Activation of the Sendai virus fusion protein (f) involves a conformational change with exposure of a new hydrophobic region.

The F protein of paramyxoviruses is actively involved in the induction of membrane fusion. This fusion may be between viral and cellular membranes, as in the initiation of infection or in virus-induced lysis of erythrocytes, or between the plasma membranes of different cells. The F protein is activated by proteolytic cleavage to yield two disulfide-linked polypeptides (F1 and F2); however, its mechanism of action is not clear. In the present study, the conformations of the inactive, uncleaved precursor of glycoprotein (F0), and the active, cleaved form (F1,2) have been compared. The UV circular dichroism spectra of the two forms of the F protein indicate that cleavage results in a conformational change. Detergent-binding studies by velocity sedimentation analysis of Triton X-100-protein complexes revealed an increase in exposed hydrophobic surface of the protein on cleavage.
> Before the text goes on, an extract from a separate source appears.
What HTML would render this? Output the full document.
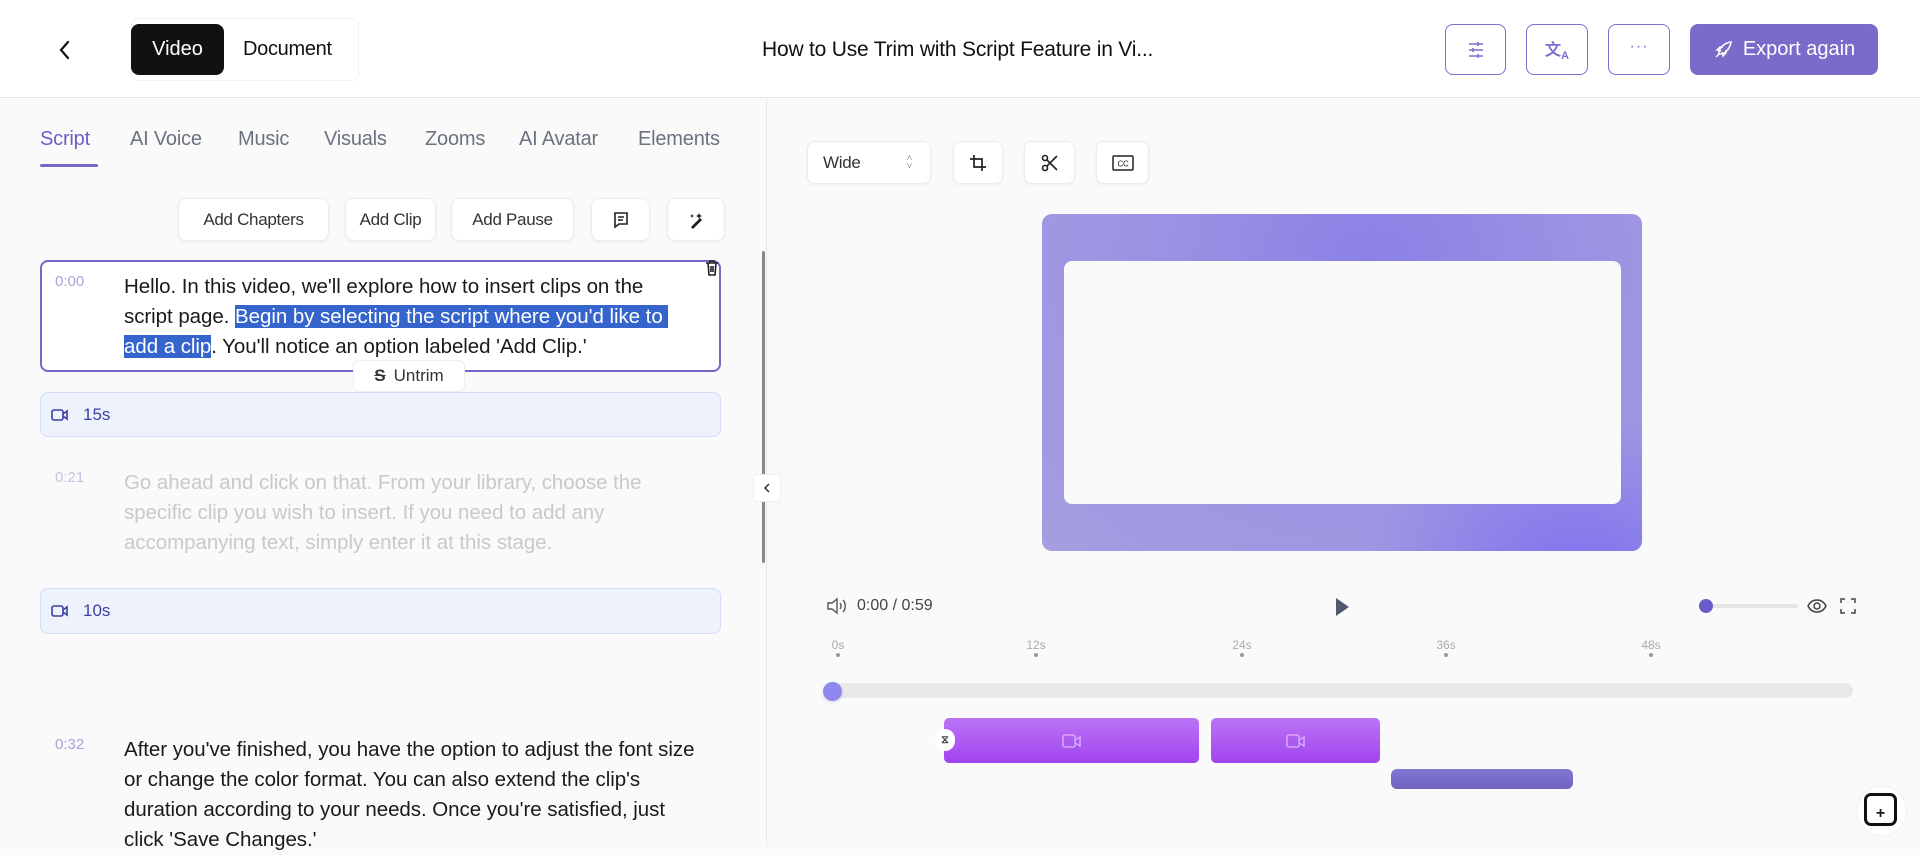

The inactive F0 bound an estimated 27 molecules of Triton X-100/F polypeptide; these molecules are presumably bound to the hydrophobic region of the glycoprotein that anchors the spike-like protein in the virus membrane and that is common to both forms of F. The active form, F1,2, bound 67 molecules of Triton X-100. This increase in the number of detergent binding sites upon F protein activation indicates the presence of a hydrophobic region that is peculiar to the active form, and that may be of functional significance in the membrane fusion reaction.